El sistema de salud público de Venezuela ha sido destruido por la dictadura. Se ha degradado a sus magníficos profesionales de todas las formas posibles (lo que ha causado la emigración masiva de gente de enorme talento); se ha descuidado la infraestructura; el deterioro de las instalaciones es indescriptible; se ha facilitado, por acción u omisión, el pillaje y robo de equipos, herramientas e insumos; requerimientos esenciales de la operación médica como un servicio de agua limpia, suministro eléctrico regular o sistemas de aire acondicionado han colapsado por falta de mantenimiento, impericia en el manejo o pura negligencia por parte de administradores ajenos al profesionalismo sanitario. La corrupción ha socavado el funcionamiento conjunto de los servicios de salud.

Los testimonios que he leído, o que recibo de forma directa, hablan de una red hospitalaria y de centros de salud en estado ruinoso. Nada más revelador de la realidad sanitaria venezolana que el desdén y la ferocidad con que el régimen maltrata a los trabajadores de la salud, a los pacientes, a sus familiares y a los periodistas que se proponen denunciar este estado de cosas. El paciente que carece de medios económicos para pagar un servicio privado no tiene alternativa, debe someterse a condiciones de constante violación de su dignidad.

Pero a pesar de tantas adversidades, todavía hay en Venezuela amplias capas de profesionales de la salud (médicos, paramédicos y técnicos de las múltiples especialidades) que persisten y luchan, en condiciones de real adversidad, por mantener los servicios a los pacientes que acuden en busca de soluciones a sus necesidades. Muchos de estos profesionales han perdido la vida por la Covid-19, operando en condiciones de altísimo riesgo, sin los equipos y los recursos mínimos necesarios para evitar el contagio.

Y, aún así, en una práctica de altísimo fundamento moral y profesional, siguen prestando atención médica. A pesar, incluso, de que no tienen apoyo alguno de las autoridades, dedicadas, no a velar por el buen funcionamiento del sistema de salud, sino a mentir y a oprimir a los pacientes.

La construcción de un sistema sanitario público no es una tarea de corto plazo.

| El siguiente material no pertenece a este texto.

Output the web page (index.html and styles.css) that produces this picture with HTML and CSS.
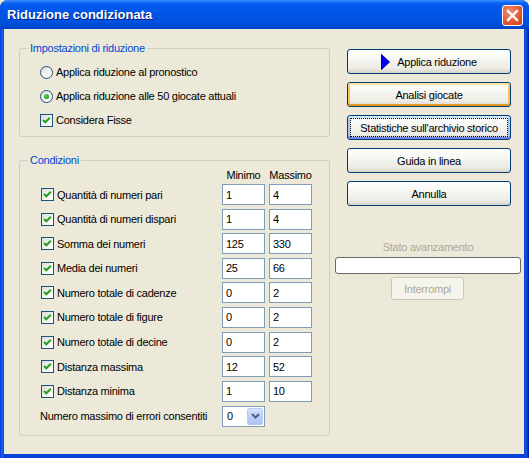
FILE: index.html
```html
<!DOCTYPE html>
<html>
<head>
<meta charset="utf-8">
<link rel="stylesheet" href="styles.css">
</head>
<body>
<div class="window">
  <div class="titlebar">
    <span class="title">Riduzione condizionata</span>
    <span class="close"><svg width="13" height="13" viewBox="0 0 13 13"><path d="M2 2 L11 11 M11 2 L2 11" stroke="#fff" stroke-width="2.4" stroke-linecap="square"/></svg></span>
  </div>
  <div class="client">
    <div class="left">
      <fieldset class="group">
        <legend>Impostazioni di riduzione</legend>
        <div class="group-body settings">
          <div class="opt"><span class="radio"></span><span>Applica riduzione al pronostico</span></div>
          <div class="opt"><span class="radio on"><span class="dot"></span></span><span>Applica riduzione alle 50 giocate attuali</span></div>
          <div class="opt"><span class="check"><svg width="11" height="11" viewBox="0 0 11 11"><polyline points="2,5 4.3,7.3 8.8,2.8" fill="none" stroke="#21A121" stroke-width="2"/></svg></span><span>Considera Fisse</span></div>
        </div>
      </fieldset>
      <fieldset class="group">
        <legend>Condizioni</legend>
        <div class="group-body cond">
          <div class="grid">
            <span></span><span class="hdr">Minimo</span><span class="hdr">Massimo</span>
          </div>
          <div class="rows">
            <div class="grid row"><span class="opt"><span class="check"><svg width="11" height="11" viewBox="0 0 11 11"><polyline points="2,5 4.3,7.3 8.8,2.8" fill="none" stroke="#21A121" stroke-width="2"/></svg></span><span>Quantità di numeri pari</span></span><input class="field" value="1" readonly><input class="field" value="4" readonly></div>
            <div class="grid row"><span class="opt"><span class="check"><svg width="11" height="11" viewBox="0 0 11 11"><polyline points="2,5 4.3,7.3 8.8,2.8" fill="none" stroke="#21A121" stroke-width="2"/></svg></span><span>Quantità di numeri dispari</span></span><input class="field" value="1" readonly><input class="field" value="4" readonly></div>
            <div class="grid row"><span class="opt"><span class="check"><svg width="11" height="11" viewBox="0 0 11 11"><polyline points="2,5 4.3,7.3 8.8,2.8" fill="none" stroke="#21A121" stroke-width="2"/></svg></span><span>Somma dei numeri</span></span><input class="field" value="125" readonly><input class="field" value="330" readonly></div>
            <div class="grid row"><span class="opt"><span class="check"><svg width="11" height="11" viewBox="0 0 11 11"><polyline points="2,5 4.3,7.3 8.8,2.8" fill="none" stroke="#21A121" stroke-width="2"/></svg></span><span>Media dei numeri</span></span><input class="field" value="25" readonly><input class="field" value="66" readonly></div>
            <div class="grid row"><span class="opt"><span class="check"><svg width="11" height="11" viewBox="0 0 11 11"><polyline points="2,5 4.3,7.3 8.8,2.8" fill="none" stroke="#21A121" stroke-width="2"/></svg></span><span>Numero totale di cadenze</span></span><input class="field" value="0" readonly><input class="field" value="2" readonly></div>
            <div class="grid row"><span class="opt"><span class="check"><svg width="11" height="11" viewBox="0 0 11 11"><polyline points="2,5 4.3,7.3 8.8,2.8" fill="none" stroke="#21A121" stroke-width="2"/></svg></span><span>Numero totale di figure</span></span><input class="field" value="0" readonly><input class="field" value="2" readonly></div>
            <div class="grid row"><span class="opt"><span class="check"><svg width="11" height="11" viewBox="0 0 11 11"><polyline points="2,5 4.3,7.3 8.8,2.8" fill="none" stroke="#21A121" stroke-width="2"/></svg></span><span>Numero totale di decine</span></span><input class="field" value="0" readonly><input class="field" value="2" readonly></div>
            <div class="grid row"><span class="opt"><span class="check"><svg width="11" height="11" viewBox="0 0 11 11"><polyline points="2,5 4.3,7.3 8.8,2.8" fill="none" stroke="#21A121" stroke-width="2"/></svg></span><span>Distanza massima</span></span><input class="field" value="12" readonly><input class="field" value="52" readonly></div>
            <div class="grid row"><span class="opt"><span class="check"><svg width="11" height="11" viewBox="0 0 11 11"><polyline points="2,5 4.3,7.3 8.8,2.8" fill="none" stroke="#21A121" stroke-width="2"/></svg></span><span>Distanza minima</span></span><input class="field" value="1" readonly><input class="field" value="10" readonly></div>
            <div class="grid row last"><span class="errlabel">Numero massimo di errori consentiti</span>
              <div class="combo"><span class="combo-val">0</span><span class="combo-btn"><svg width="9" height="6" viewBox="0 0 9 6"><polyline points="1,1 4.5,4.5 8,1" fill="none" stroke="#4D6185" stroke-width="2"/></svg></span></div>
            </div>
          </div>
        </div>
      </fieldset>
    </div>
    <div class="right">
      <div class="btn"><svg class="play" width="9" height="16" viewBox="0 0 9 16"><polygon points="0.5,0.5 8.5,8 0.5,15.5" fill="#0000F0" stroke="#0000A0" stroke-width="1"/></svg><span>Applica riduzione</span></div>
      <div class="btn hot">Analisi giocate</div>
      <div class="btn focus">Statistiche sull'archivio storico</div>
      <div class="btn">Guida in linea</div>
      <div class="btn">Annulla</div>
      <div class="status-label">Stato avanzamento</div>
      <div class="progress"></div>
      <div class="btn disabled">Interrompi</div>
    </div>
  </div>
</div>
</body>
</html>
```
FILE: styles.css
```css
html, body {
  margin: 0;
  padding: 0;
  background: #ECE9D8;
}
body {
  font-family: "Liberation Sans", Arial, sans-serif;
  font-size: 11px;
  letter-spacing: -0.25px;
  color: #000;
}
.window {
  width: 529px;
  height: 458px;
  box-sizing: border-box;
  display: flex;
  flex-direction: column;
  background: linear-gradient(to right, #0831D9 0, #166AEE 2px, #0842D8 4px, #0842D8 524px, #1553D9 526px, #001EA0 529px);
  border-radius: 8px 8px 0 0;
  overflow: hidden;
}
.titlebar {
  height: 29px;
  flex: none;
  display: flex;
  align-items: center;
  justify-content: space-between;
  padding: 0 6px 0 7px;
  background: linear-gradient(to bottom, #3D93FF 0, #0A62F2 3px, #0058EE 6px, #0055E5 14px, #0052DE 22px, #0048D0 27px, #0040C0 29px);
}
.title {
  color: #fff;
  font-weight: bold;
  font-size: 13px;
  letter-spacing: 0;
  text-shadow: 1px 1px 0 #0A1883;
  margin-top: -1px;
}
.close {
  width: 21px;
  height: 21px;
  box-sizing: border-box;
  border: 1px solid #fff;
  border-radius: 3px;
  background: radial-gradient(circle at 35% 30%, #F08A6E 0, #E35A36 55%, #C8401E 100%);
  display: flex;
  align-items: center;
  justify-content: center;
  margin-top: 1px;
}
.client {
  flex: 1;
  margin: 0 5px 4px 4px;
  background: #ECE9D8;
  display: flex;
  padding: 13px 3px 0 15px;
  column-gap: 5px;
}
.left {
  width: 311px;
  display: flex;
  flex-direction: column;
  row-gap: 17px;
}
.group {
  margin: 0;
  padding: 0;
  border: 1px solid #D0D0BF;
  border-radius: 3px;
  min-width: 0;
}
.group legend {
  color: #0046D5;
  padding: 0 2px;
  margin-left: 8px;
  line-height: 13px;
}
.group-body.settings {
  padding: 5px 0 4px 20px;
}
.group-body.cond {
  padding: 0 0 8px 21px;
}
.opt {
  display: flex;
  align-items: center;
  height: 24px;
  column-gap: 3px;
  white-space: nowrap;
}
.radio {
  width: 13px;
  height: 13px;
  box-sizing: border-box;
  border: 1px solid #1C5180;
  border-radius: 50%;
  background: linear-gradient(135deg, #DCDCD7 0, #F5F5F2 60%, #FFFFFF 100%);
  display: flex;
  align-items: center;
  justify-content: center;
  flex: none;
}
.dot {
  width: 5px;
  height: 5px;
  border-radius: 50%;
  background: radial-gradient(circle at 40% 40%, #5BD05B 0, #21A121 70%);
}
.check {
  width: 13px;
  height: 13px;
  box-sizing: border-box;
  border: 1px solid #1C5180;
  background: linear-gradient(135deg, #DCDCD7 0, #F5F5F2 60%, #FFFFFF 100%);
  display: flex;
  flex: none;
}
.grid {
  display: grid;
  grid-template-columns: 177px 43px 43px;
  column-gap: 4px;
  align-items: center;
}
.hdr {
  text-align: center;
  line-height: 17px;
}
.rows {
  display: flex;
  flex-direction: column;
  row-gap: 3.6px;
}
.row {
  height: 21px;
}
.row .opt {
  height: 21px;
}
.field {
  width: 43px;
  height: 21px;
  box-sizing: border-box;
  border: 1px solid #7F9DB9;
  background: #fff;
  padding: 0 0 0 3px;
  margin: 0;
  font: inherit;
  letter-spacing: inherit;
  color: #000;
  outline: none;
}
.row.last {
  margin-top: 0.4px;
}
.errlabel {
  margin-left: -1px;
  white-space: nowrap;
}
.combo {
  width: 43px;
  height: 21px;
  box-sizing: border-box;
  border: 1px solid #7F9DB9;
  background: #fff;
  display: flex;
  align-items: stretch;
  justify-content: space-between;
  padding: 1px 1px 1px 4px;
}
.combo-val {
  line-height: 19px;
  margin-top: -1px;
}
.combo-btn {
  width: 16px;
  box-sizing: border-box;
  border: 1px solid #B9CBF3;
  border-radius: 2px;
  background: linear-gradient(to bottom, #D7E3FD 0, #BCCEF8 50%, #B0C4F5 100%);
  display: flex;
  align-items: center;
  justify-content: center;
}
.right {
  width: 186px;
  display: flex;
  flex-direction: column;
  align-items: flex-start;
  padding-top: 7px;
}
.btn {
  position: relative;
  width: 164px;
  height: 25px;
  box-sizing: border-box;
  margin: 0 0 8px 12px;
  border: 1px solid #003C74;
  border-radius: 3px;
  background: linear-gradient(to bottom, #FFFFFF 0, #F6F6F2 40%, #ECEBE4 80%, #D8D4C8 100%);
  display: flex;
  align-items: center;
  justify-content: center;
  column-gap: 7px;
  white-space: nowrap;
}
.btn .play {
  flex: none;
}
.btn.hot {
  box-shadow: inset 0 2px 0 #FFE7A2, inset 0 -2px 0 #E59A1E, inset 2px 0 0 #F9C15A, inset -2px 0 0 #F9C15A;
}
.btn.focus {
  box-shadow: inset 0 2px 0 #CEE7FF, inset 0 -2px 0 #6982EE, inset 2px 0 0 #A9C4F5, inset -2px 0 0 #A9C4F5;
}
.btn.focus::after {
  content: "";
  position: absolute;
  top: 2px;
  left: 2px;
  right: 2px;
  bottom: 2px;
  border: 1px dotted #000;
}
.status-label {
  width: 186px;
  text-align: center;
  color: #ACA899;
  margin-top: 27px;
  line-height: 13px;
}
.progress {
  width: 186px;
  height: 17px;
  box-sizing: border-box;
  margin-top: 3px;
  border: 1px solid #686868;
  border-radius: 3px;
  background: #fff;
}
.btn.disabled {
  width: 73px;
  height: 23px;
  margin: 3px 0 0 56px;
  border-color: #C9C7BA;
  background: #F5F4EA;
  color: #ACA899;
}
```
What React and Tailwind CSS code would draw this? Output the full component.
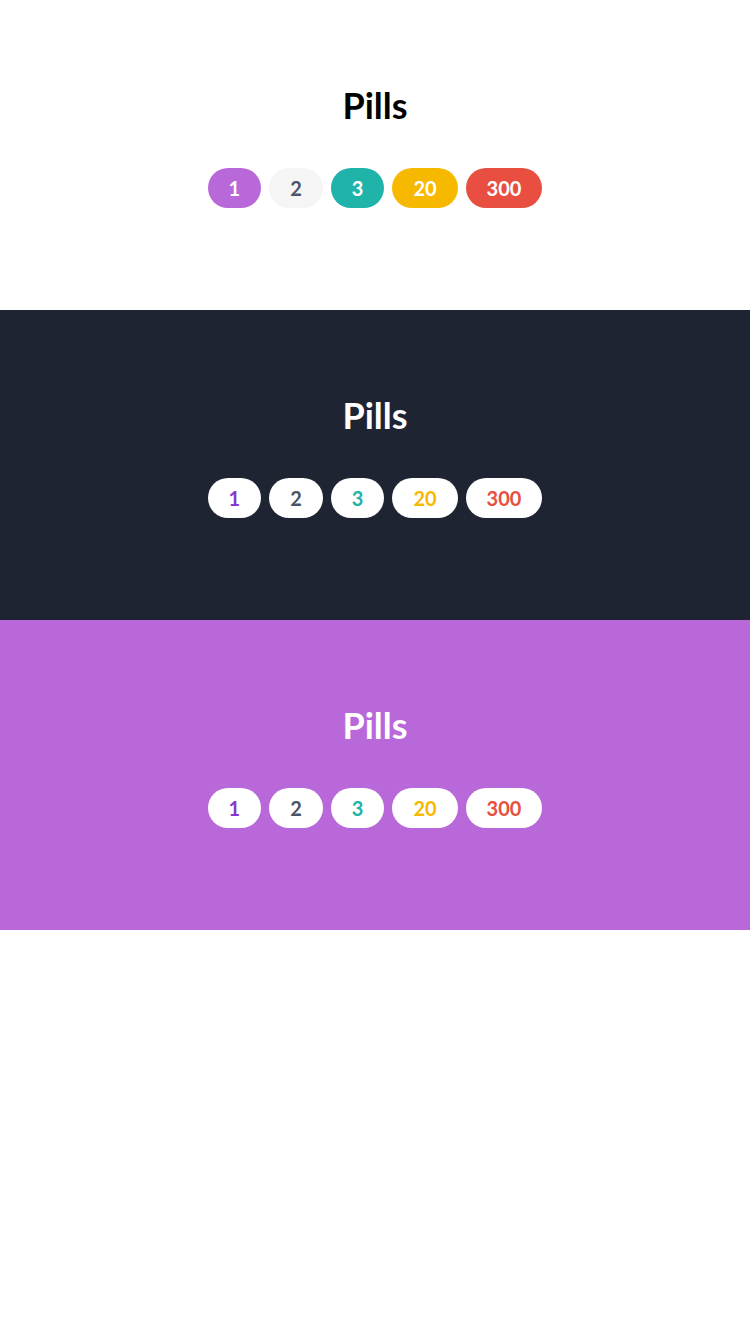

Se requieren décadas de planificación, inversiones, programas de trabajo sostenidos en el tiempo y generaciones de profesionales de numerosas disciplinas que asuman la tarea con generosidad y más allá de sus intereses gremiales o personales. En otras palabras, debe ser un proyecto de la nación, posicionado por encima de los puntuales intereses políticos y partidistas, fruto del diálogo y el consenso, que aglutine la buena voluntad de la sociedad organizada.

A los demócratas y a sus organizaciones corresponde, apenas se inicie la construcción de una nueva etapa democrática, hacer posible el sistema sanitario público que Venezuela y los venezolanos merecemos. Sensible a los pacientes, efectivo en sus actuaciones, gratificante para los profesionales de la salud. Un sistema del que todos podamos sentirnos orgullosos. Un sistema de salud que no castigue la dignidad del paciente.

Antonieta Mendoza de López es vicepresidenta de Advocacy LLYC y madre del líder opositor venezolano Leopoldo López.